Joy Postell is a rising soul singer from Baltimore who has already impressed music lovers with her debut album, Diaspora. Singing about self-love, self-acceptance, and self-awareness, Joy Postell packs a punch on every song she performs. Her mesmerizing vocals on “Make Believe” from Back and Forth (2019) and her advocate intonations on “Consciousness” reflect on what’s happening in her life and the world around her. Raedio’s stance as a label that empowers independent women would be emboldened with Joy Postell’s speaking-truth-to-power vibes on deck.

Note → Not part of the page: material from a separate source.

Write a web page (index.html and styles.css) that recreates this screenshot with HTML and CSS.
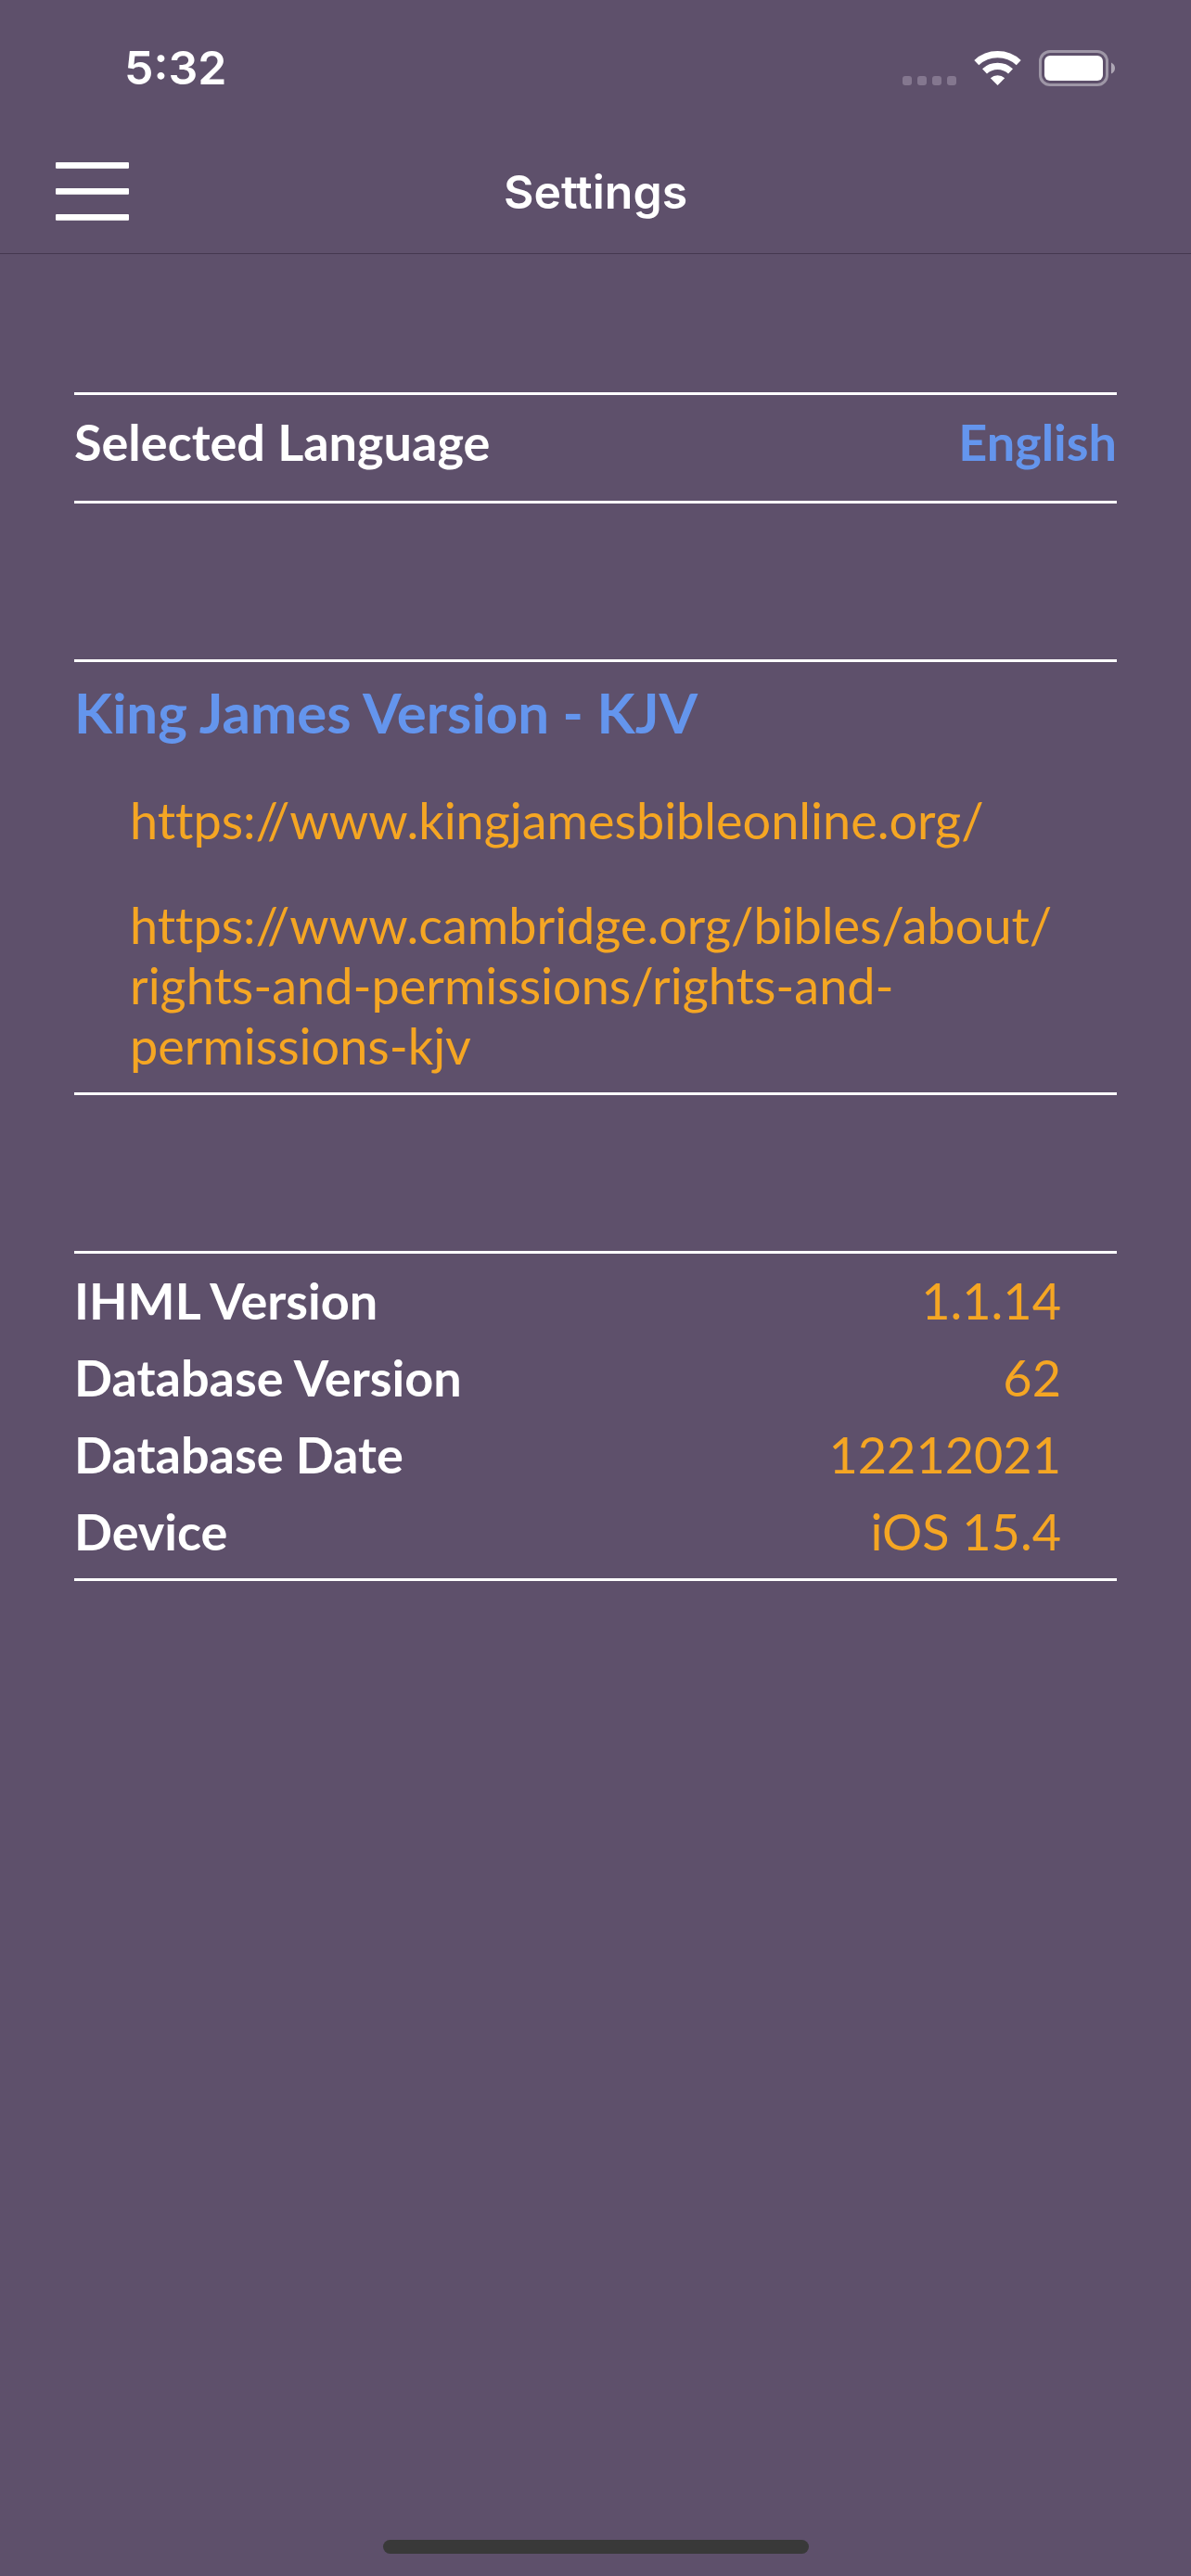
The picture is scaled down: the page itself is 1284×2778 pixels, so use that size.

Manchester hip-hop songstress IAMDDB is defined by her songs of women empowerment, representation, and self-acceptance—three tenets Raedio subscribes to. At only 22-years-old, Diana Debrito has, in the past few years, graduated from a local favorite into a Miss Lauryn Hill-cosigned, buzzed-about artist all throughout Britain. Her wildly popular songs like “Pause” and “Shade” mixes hip-hop, trap, and silky Afro-jazz, and has garnered over 20 million streams on Spotify. As one of Forbes’ “30 Under 30” entries on its annual list, her independent status is ripe for Raedio to bring her talents to the U.S. as R&B’s next big thing.